Ортега-и-Гассет написал о нем:
«Человек массы всегда восхищен собой».
Наш Эдичка восхищается собой неистово и бурно, он воспевает себя с пылкой страстью влюбленного, он неустанно, как зазывала, расхваливает свое тело («Ах, какой у меня животик – вы бы посмотрели – прелесть!»), свою душу («От природы своей человек я утонченный… Моя профессия – герой»), свою одежду – знак особой избранности («Рубашки у меня все кружевные, пиджак у меня из лилового бархата, белый костюм – прекрасен, туфли мои всегда на высоченном каблуке… есть и розовые… и покупаю я их там, где все вызывающе и для серых – нелепо»). И всякий собственный поступок для Эдички – тоже свидетельство его исключительности:
«Я был счастлив и доволен собой… когда, проснувшись, лежал с улыбкой и думал, что, конечно, я единственный русский поэт, умудрившийся поебаться с черным парнем на нью-йоркском пустыре»…

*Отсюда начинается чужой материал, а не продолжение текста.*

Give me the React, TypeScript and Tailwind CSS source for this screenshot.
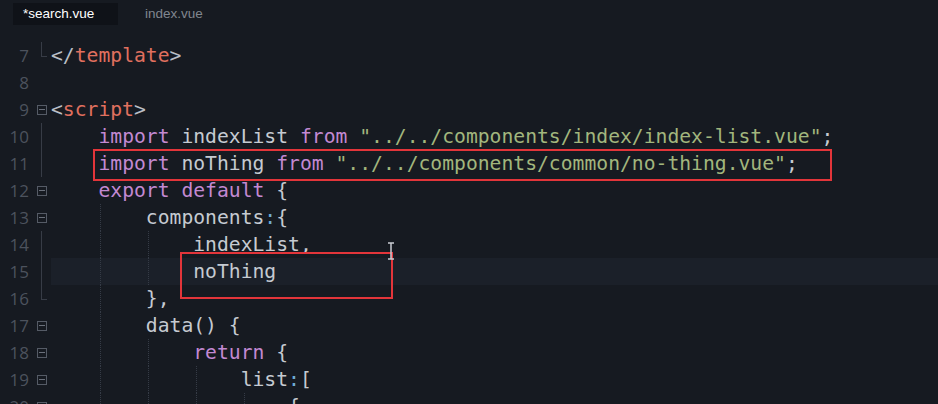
import React from 'react';

type Tok = [string, string];

const C = {
  id: 'text-[#c5cad1]',
  kw: 'text-[#c389d2]',
  str: 'text-[#a2b67d]',
  tag: 'text-[#e0705f]',
  br: 'text-[#b9bec6]',
  col: 'text-[#6fabd3]',
};

type Mark = 'box' | 'line' | 'end' | 'none';

interface Line {
  n: number;
  indent: number;
  mark: Mark;
  toks: Tok[];
}

const lines: Line[] = [
  { n: 7, indent: 0, mark: 'end', toks: [[C.br, '</'], [C.tag, 'template'], [C.br, '>']] },
  { n: 8, indent: 0, mark: 'none', toks: [] },
  { n: 9, indent: 0, mark: 'box', toks: [[C.br, '<'], [C.tag, 'script'], [C.br, '>']] },
  {
    n: 10, indent: 1, mark: 'line',
    toks: [[C.kw, 'import'], [C.id, ' indexList '], [C.kw, 'from'], [C.id, ' '], [C.str, '"../../components/index/index-list.vue"'], [C.id, ';']],
  },
  {
    n: 11, indent: 1, mark: 'line',
    toks: [[C.kw, 'import'], [C.id, ' noThing '], [C.kw, 'from'], [C.id, ' '], [C.str, '"../../components/common/no-thing.vue"'], [C.id, ';']],
  },
  { n: 12, indent: 1, mark: 'box', toks: [[C.kw, 'export default'], [C.id, ' {']] },
  { n: 13, indent: 2, mark: 'box', toks: [[C.id, 'components'], [C.col, ':'], [C.id, '{']] },
  { n: 14, indent: 3, mark: 'line', toks: [[C.id, 'indexList,']] },
  { n: 15, indent: 3, mark: 'line', toks: [[C.id, 'noThing']] },
  { n: 16, indent: 2, mark: 'end', toks: [[C.id, '},']] },
  { n: 17, indent: 2, mark: 'box', toks: [[C.id, 'data() {']] },
  { n: 18, indent: 3, mark: 'box', toks: [[C.kw, 'return'], [C.id, ' {']] },
  { n: 19, indent: 4, mark: 'box', toks: [[C.id, 'list'], [C.col, ':'], [C.id, '[']] },
  { n: 20, indent: 5, mark: 'box', toks: [[C.id, '{']] },
];

const FoldMark = ({ mark }: { mark: Mark }) => {
  if (mark === 'box') {
    return (
      <div className="w-[10px] h-[10px] border border-[#555b66] flex items-center justify-center">
        <div className="w-[6px] h-px bg-[#6a707b]" />
      </div>
    );
  }
  if (mark === 'line') {
    return <div className="w-px h-[27px] bg-[#373c46] ml-[4px]" />;
  }
  if (mark === 'end') {
    return (
      <div className="h-[27px] w-[10px] flex flex-col items-start">
        <div className="w-px h-[14px] bg-[#373c46] ml-[4px]" />
        <div className="w-[6px] h-px bg-[#373c46] ml-[4px]" />
      </div>
    );
  }
  return null;
};

const App: React.FC = () => {
  return (
    <div className="w-[938px] h-[404px] overflow-hidden bg-[#161a21] relative font-['Liberation_Sans',sans-serif]">
      {/* tab bar */}
      <div className="h-[30px] flex items-start pl-[13px]">
        <div className="mt-[3px] h-[22px] w-[105px] bg-[#0f1218] text-white text-[13.5px] leading-[22px] pl-[10px]">
          *search.vue
        </div>
        <div className="ml-[27px] mt-[3px] h-[22px] text-[#80868f] text-[13.5px] leading-[22px]">index.vue</div>
      </div>

      {/* editor */}
      <div className="pt-[12px] flex flex-col">
        {lines.map((l) => (
          <div key={l.n} className="h-[27px] flex items-center relative shrink-0">
            <div className="w-[29px] text-right text-[#4c525d] text-[17px] font-['Open_Sans',sans-serif]">{l.n}</div>
            <div className="w-[22px] h-[27px] flex items-center pl-[8px]">
              <FoldMark mark={l.mark} />
            </div>
            <div
              className={`flex-1 h-[27px] flex items-center relative ${l.n === 15 ? 'bg-[#1b2029]' : ''}`}
            >
              {Array.from({ length: Math.max(0, l.indent - 1) }).map((_, k) => (
                <div
                  key={k}
                  className="absolute top-0 h-[27px] border-l border-dotted border-[#353b46]"
                  style={{ left: 48 * (k + 1) + 1 }}
                />
              ))}
              <pre className="font-['DejaVu_Sans_Mono',monospace] text-[19.7px] leading-[27px] whitespace-pre">
                {' '.repeat(l.indent * 4)}
                {l.toks.map((t, i) => (
                  <span key={i} className={t[0]}>
                    {t[1]}
                  </span>
                ))}
              </pre>
            </div>
          </div>
        ))}
      </div>

      {/* annotation boxes */}
      <div className="absolute left-[93px] top-[149px] w-[739px] h-[32px] border-2 border-[#e3353a]" />
      <div className="absolute left-[180px] top-[252px] w-[213px] h-[47px] border-2 border-[#e3353a]" />

      {/* I-beam cursor */}
      <svg className="absolute left-[386px] top-[242px]" width="10" height="18" viewBox="0 0 10 18">
        <path d="M2 1h6M2 17h6M5 1v16" stroke="#c9ccd2" strokeWidth="1.5" fill="none" />
      </svg>
    </div>
  );
};

export default App;
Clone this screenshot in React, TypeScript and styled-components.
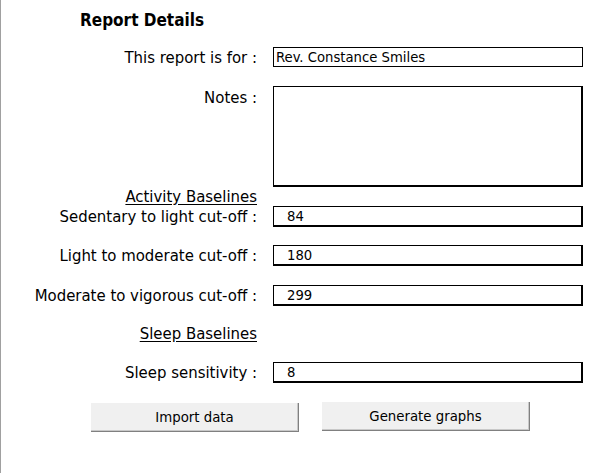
import React from "react";
import styled, { createGlobalStyle } from "styled-components";

const Global = createGlobalStyle`
  html, body { margin: 0; padding: 0; background: #fff; }
  body { font-family: "DejaVu Sans Condensed", "DejaVu Sans", Tahoma, sans-serif; color: #000; }
`;

const Page = styled.div`
  width: 607px;
  height: 473px;
  box-sizing: border-box;
  border-left: 1px solid #a0a0a0;
  padding-top: 10px;
  overflow: hidden;
`;

const Title = styled.h1`
  margin: 0 0 0 79px;
  height: 21px;
  font-size: 17px;
  font-weight: bold;
  line-height: 21px;
`;

const Row = styled.div<{ $top: number; $h: number; $align?: string }>`
  display: grid;
  grid-template-columns: 256px 310px;
  column-gap: 16px;
  margin-top: ${(p) => p.$top}px;
  height: ${(p) => p.$h}px;
  align-items: ${(p) => p.$align || "center"};
`;

const Label = styled.div<{ $pt?: number }>`
  text-align: right;
  font-size: 16.6px;
  line-height: 19px;
  white-space: nowrap;
  padding-top: ${(p) => p.$pt || 0}px;
  align-self: ${(p) => (p.$pt ? "start" : "center")};
`;

const Heading = styled.span`
  text-decoration: underline;
  text-underline-offset: 2px;
`;

const Field = styled.div<{ $heavy?: boolean; $pad?: number }>`
  box-sizing: border-box;
  height: 100%;
  border: 1px solid #000;
  border-right-width: ${(p) => (p.$heavy ? 2 : 1)}px;
  border-bottom-width: ${(p) => (p.$heavy ? 2 : 1)}px;
  padding-left: ${(p) => p.$pad ?? 2}px;
  font-size: 14.7px;
  line-height: 18px;
  display: flex;
  align-items: center;
`;

const NotesBox = styled(Field)`
  align-items: flex-start;
`;

const Buttons = styled.div`
  display: flex;
  gap: 23px;
  margin: 20px 0 0 90px;
  align-items: flex-start;
`;

const Button = styled.button<{ $dy?: number }>`
  box-sizing: border-box;
  width: 208px;
  height: 29px;
  margin-top: ${(p) => p.$dy || 0}px;
  background: #f0f0f0;
  border: none;
  border-right: 1px solid #808080;
  border-bottom: 1px solid #808080;
  box-shadow: inset -1px -1px 0 #c8c8c8;
  font-family: inherit;
  font-size: 14.8px;
  color: #000;
  padding: 0 0 2px 0;
`;

export default function App() {
  return (
    <>
      <Global />
      <Page>
        <Title>Report Details</Title>
        <Row $top={16} $h={20}>
          <Label>This report is for :</Label>
          <Field>Rev. Constance Smiles</Field>
        </Row>
        <Row $top={19} $h={101} $align="stretch">
          <Label $pt={2}>Notes :</Label>
          <NotesBox $heavy />
        </Row>
        <Row $top={0} $h={19} $align="end">
          <Label>
            <Heading>Activity Baselines</Heading>
          </Label>
          <div />
        </Row>
        <Row $top={0} $h={20}>
          <Label>Sedentary to light cut-off :</Label>
          <Field $heavy $pad={13}>84</Field>
        </Row>
        <Row $top={19} $h={20}>
          <Label>Light to moderate cut-off :</Label>
          <Field $heavy $pad={13}>180</Field>
        </Row>
        <Row $top={20} $h={20}>
          <Label>Moderate to vigorous cut-off :</Label>
          <Field $heavy $pad={13}>299</Field>
        </Row>
        <Row $top={18} $h={20}>
          <Label>
            <Heading>Sleep Baselines</Heading>
          </Label>
          <div />
        </Row>
        <Row $top={19} $h={20}>
          <Label>Sleep sensitivity :</Label>
          <Field $heavy $pad={13}>8</Field>
        </Row>
        <Buttons>
          <Button $dy={1}>Import data</Button>
          <Button>Generate graphs</Button>
        </Buttons>
      </Page>
    </>
  );
}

И как естественное следствие этого безбрежного довольства собой возникает ненависть к миру, который не желает разделять Эдичкиных восторгов, не согласен задаром кормить, поить и холить предмет Эдичкиного обожания. Приговор, вынесенный этому миру Эдичкой, лаконичен и прост: «Я разнесу ваш мир! Ебал я ваш мир, в котором мне нет места, – думал я с отчаянием. – Если я не могу разрушить его, то хотя бы красиво сдохну в попытке сделать это вместе с другими такими же, как я!»

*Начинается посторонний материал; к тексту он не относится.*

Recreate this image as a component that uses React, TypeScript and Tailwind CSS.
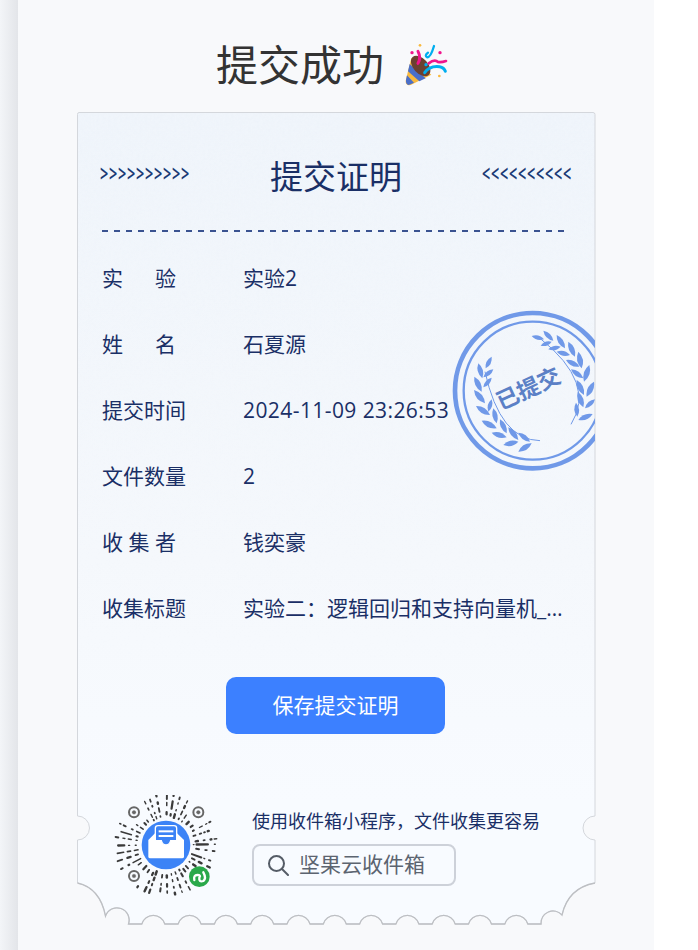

Можно подумать, что он сознательно не хочет ни на йоту отступить от жесткой схемы прозорливого Ортеги, пятьдесят лет назад запланировавшего Эдичку в полный рост: «В поисках хлеба во время голодных бунтов толпы народа обычно громят пекарни. Это может служить прообразом поведения нынешних масс в отношении всей цивилизации, которая их питает. Предоставленная своим инстинктам, масса… в стремлении улучшить свою жизнь обычно сама разрушает источники своей жизни».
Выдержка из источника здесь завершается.